Newbern’s own channels, along with posts from @midwestimages, have helped cement the truck’s identity as a “mega Lambo” rather than just another lifted car. In one Instagram post, the builders explicitly describe having created the world’s first mega Lamborghini Countach and acknowledge that while There are a couple of monster truck and Lambo combinations already in existence, this one aims to stand apart through its scale and execution. That framing matters, because it invites viewers to see the truck not only as a stunt but as a deliberate attempt to push the boundaries of what a Lamborghini silhouette can represent in the age of viral car content.
Purists, pragmatists, and the value of a supercar shell
Reactions to the mega Countach tend to fall along familiar lines that I have seen play out around other radical builds. Purists look at the Lamborghini shape and see a design that should be preserved, not lifted and paired with a small-block Chevy. For them, the Countach is a rolling sculpture, and even a non-original or damaged shell carries a kind of aura that deserves respectful restoration. The idea of bolting that form onto monster truck running gear feels like a provocation, a deliberate crossing of a line that separates high-end exotica from what they view as spectacle.
Pragmatists, by contrast, focus on the fact that this project uses a body rather than a complete, numbers-matching car. In their view, turning a shell into a mega truck is a way to keep an iconic shape alive and visible rather than letting it languish in storage or decay. The small-block Chevy V8, with its affordability and robustness, becomes a tool for democratizing the Countach image, making it part of a scene where fabrication skill and creativity matter more than factory originality. The smoking engine and rough edges captured in video clips reinforce that this is a working experiment, not a static art object, and that sense of risk is part of the appeal for those who celebrate the build.
What this hybrid says about modern car culture
For me, the mega Countach highlights how fluid automotive identity has become in the age of YouTube and Instagram. A Lamborghini shape no longer has to signify only European engineering and high-speed road manners. In the hands of builders like David Newbern, it can also stand for rural fabrication culture, monster truck showmanship, and the willingness to treat even revered designs as raw material. The fact that major car accounts share clips of the truck alongside traditional supercars suggests that audiences are increasingly comfortable with this kind of cross-pollination, where the value of a vehicle is measured as much in shareable moments as in lap times or concours scores.

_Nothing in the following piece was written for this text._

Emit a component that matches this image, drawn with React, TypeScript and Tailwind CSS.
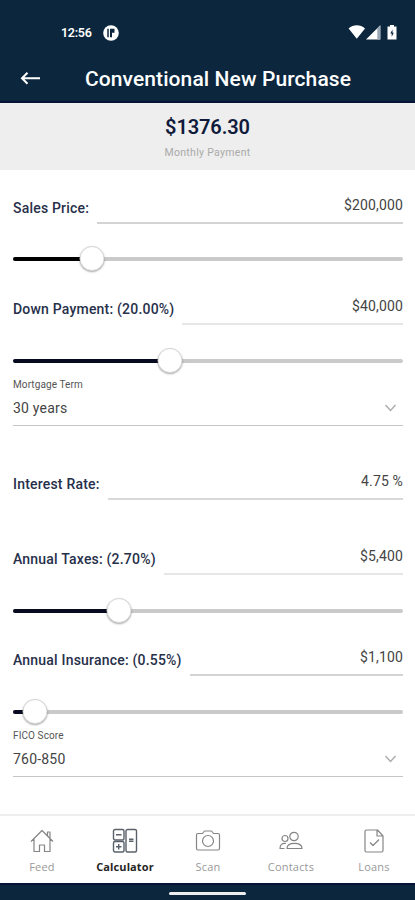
import type { ReactNode } from 'react'
import { clsx } from 'clsx'

function StatusBar() {
  return (
    <div className="flex h-[54px] items-end px-[17px] pb-[13px] text-white">
      <span className="ml-[44px] w-[30px] whitespace-nowrap text-[12.5px] leading-4 font-semibold tracking-[-0.3px]">12:56</span>
      <svg className="ml-[12px]" width="16" height="16" viewBox="0 0 16 16">
        <circle cx="8" cy="8" r="7.8" fill="#fff" />
        <path d="M5 3.800v8.400" fill="none" stroke="#0b263d" strokeWidth="1.500" />
        <path d="M7 3.800h4.500v4H9v4.400H7Z" fill="#0b263d" />
      </svg>
      <svg className="ml-auto" width="50" height="17" viewBox="0 0 50 17">
        <path d="M.6 4.6C5.3.2 12.300.2 17 4.600L8.800 14.800Z" fill="#fff" />
        <path d="M32.300 1.200V15.500H18Z" fill="#fff" />
        <path d="M29.300 4.200L32.300 1.200V15.500H29.300Z" fill="#9aa7b4" />
        <path d="M39.500 2.500h2.500V1h4v1.500h2.500v13h-9Z" fill="#fff" />
        <path d="M44.500 5.500L42.300 9.500h1.400v3.200l2.100-4h-1.300Z" fill="#0b263d" />
      </svg>
    </div>
  )
}

function Header() {
  return (
    <header className="h-[103px] border-b-2 border-[#071437] bg-[#0b263d]">
      <StatusBar />
      <div className="relative flex h-[49px] items-center justify-center">
        <svg className="absolute top-[17px] left-[20px]" width="21" height="14" viewBox="0 0 21 14" fill="none" stroke="#fff" strokeWidth="2">
          <path d="M20 7.300H2M7.500 1.800L2 7.300l5.500 5.500" />
        </svg>
        <h1 className="ml-[21px] whitespace-nowrap pt-[2px] text-[21px] font-medium tracking-[0.1px] text-white">Conventional New Purchase</h1>
      </div>
    </header>
  )
}

function Field({ label, value, line }: { label: string; value: string; line: string }) {
  return (
    <div className="flex h-[34px]">
      <span className="mr-[8px] whitespace-nowrap pt-[8px] text-[14px] leading-5 font-medium tracking-[0.2px] text-[#27304a]">{label}</span>
      <span className={clsx('flex-1 whitespace-nowrap border-b-2 pt-[5px] text-right text-[14px] leading-5 tracking-[0.15px] text-[#444]', line)}>{value}</span>
    </div>
  )
}

function Slider({ at, fill }: { at: number; fill: string }) {
  return (
    <div className="relative flex h-[25px] items-center">
      <div className="h-[4px] w-full overflow-hidden rounded-full bg-[#cacaca]">
        <div className={clsx('h-full', fill)} style={{ width: at }} />
      </div>
      <div className="absolute top-0 size-[25px] -translate-x-1/2 rounded-full border border-[#d6d6d6] bg-white shadow-[0_1px_2px_rgba(0,0,0,0.35)]" style={{ left: at }} />
    </div>
  )
}

function Select({ label, value }: { label: string; value: string }) {
  return (
    <div className="h-[48px] border-b border-[#c6c6c6]">
      <div className="h-[14px] text-[10px] leading-[14px] tracking-[0.1px] text-[#555]">{label}</div>
      <div className="mt-[6px] flex h-5 items-center justify-between">
        <span className="text-[14px] leading-5 tracking-[0.2px] text-[#444]">{value}</span>
        <svg className="mr-[6px]" width="13" height="8" viewBox="0 0 13 8" fill="none" stroke="#aaa" strokeWidth="1.300">
          <path d="M1.500 1l5 5.500 5-5.500" />
        </svg>
      </div>
    </div>
  )
}

function NavItem({ label, active, children }: { label: string; active?: boolean; children: ReactNode }) {
  return (
    <button className="flex flex-1 flex-col items-center pt-[12px]">
      <svg width="26" height="26" viewBox="0 0 26 26" fill="none" stroke={active ? '#59616a' : '#858585'} strokeWidth={active ? 1.4 : 1.2} strokeLinejoin="round">
        {children}
      </svg>
      <span className={clsx("font-['Open_Sans',sans-serif] text-[11px] leading-4 mt-[5px] ml-px whitespace-nowrap", active ? 'font-bold tracking-[0.1px] text-[#252525]' : 'tracking-[0.2px] text-[#999]')}>{label}</span>
    </button>
  )
}

function BottomNav() {
  return (
    <nav className="flex h-[69px] border-t-2 border-[#eee] bg-white">
      <NavItem label="Feed">
        <path d="M2 13.500L13 2.500l11 11M5 11v12.500h5.500V17h5v6.500H21V11M18.500 7.500V4H21v6" />
      </NavItem>
      <NavItem label="Calculator" active>
        <rect x="1.500" y="1.500" width="10.500" height="10.500" rx="1.500" />
        <rect x="1.500" y="13.500" width="10.500" height="10.500" rx="1.500" />
        <rect x="14" y="1.500" width="10.500" height="22.500" rx="1.500" />
        <path d="M4 6.700h5.500M4 18.700h5.500M6.700 16v5.500M17 11.300h4.500M17 13.300h4.500" />
      </NavItem>
      <NavItem label="Scan">
        <path d="M3 5.500h4.500l2-2.500h7l2 2.500H23a1.500 1.500 0 0 1 1.500 1.500v13.500A1.500 1.500 0 0 1 23 22H3a1.500 1.500 0 0 1-1.500-1.500V7A1.500 1.500 0 0 1 3 5.500Z" />
        <circle cx="13" cy="13" r="5.500" />
      </NavItem>
      <NavItem label="Contacts">
        <circle cx="16" cy="8.500" r="4.200" />
        <circle cx="7" cy="10.500" r="3" />
        <path d="M9 20.500c0-3.500 3-5.200 7.500-5.200s7.500 1.700 7.500 5.200ZM8 15.500c-4-.5-6 1.200-6 5h4.500" />
      </NavItem>
      <NavItem label="Loans">
        <path d="M16.500 2H5.500A1.500 1.500 0 0 0 4 3.500v19A1.500 1.500 0 0 0 5.500 24h15a1.500 1.500 0 0 0 1.500-1.500V8ZM16 2v6H22M9 14.500l3 3 6-6" />
      </NavItem>
    </nav>
  )
}

export default function App() {
  return (
    <div className="flex h-[900px] w-[415px] flex-col overflow-hidden bg-white font-[Roboto,sans-serif]">
      <Header />

      <section className="flex h-[67px] flex-col items-center bg-[#eee]">
        <div className="mt-[11px] text-[20px] leading-[26px] font-semibold tracking-[-0.1px] text-[#101b3c]">$1376.30</div>
        <div className="mt-[6px] text-[10.5px] leading-[14px] tracking-[0.3px] text-[#aaa]">Monthly Payment</div>
      </section>

      <main className="flex flex-1 flex-col pt-[20px] pr-[12px] pl-[13px]">
        <Field label="Sales Price:" value="$200,000" line="border-[#d4d4d4]" />
        <div className="mt-[22px]"><Slider at={78.5} fill="bg-black" /></div>

        <div className="mt-[20px]"><Field label="Down Payment: (20.00%)" value="$40,000" line="border-[#e6e6e6]" /></div>
        <div className="mt-[23px]"><Slider at={156.5} fill="bg-[#080a20]" /></div>
        <div className="mt-[5px]"><Select label="Mortgage Term" value="30 years" /></div>

        <div className="mt-[40px]"><Field label="Interest Rate:" value="4.75 %" line="border-[#d9d9d9]" /></div>

        <div className="mt-[41px]"><Field label="Annual Taxes: (2.70%)" value="$5,400" line="border-[#e6e6e6]" /></div>
        <div className="mt-[23px]"><Slider at={105.5} fill="bg-[#080a20]" /></div>

        <div className="mt-[19px]"><Field label="Annual Insurance: (0.55%)" value="$1,100" line="border-[#d4d4d4]" /></div>
        <div className="mt-[23px]"><Slider at={22} fill="bg-[#080a20]" /></div>
        <div className="mt-[5px]"><Select label="FICO Score" value="760-850" /></div>
      </main>

      <BottomNav />
      <div className="flex h-[17px] justify-center border-t-2 border-[#071437] bg-[#0b263d] pt-[7px]">
        <div className="h-[3px] w-[77px] rounded-full bg-[#eee]" />
      </div>
    </div>
  )
}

It also underscores how the boundaries between genres are being redrawn by creators who live at the intersection of content and craftsmanship. Newbern’s yard full of projects, from a mail Jeep to this towering Lambo truck, is not just a collection of vehicles but a library of potential storylines. When a Countach body meets a small-block Chevy V8 and monster truck suspension, the result is more than a mechanical curiosity. It is a rolling commentary on what enthusiasts are willing to do with the icons of the past, and on how far they will go to build something that feels unmistakably their own, even if it shocks fans of the original.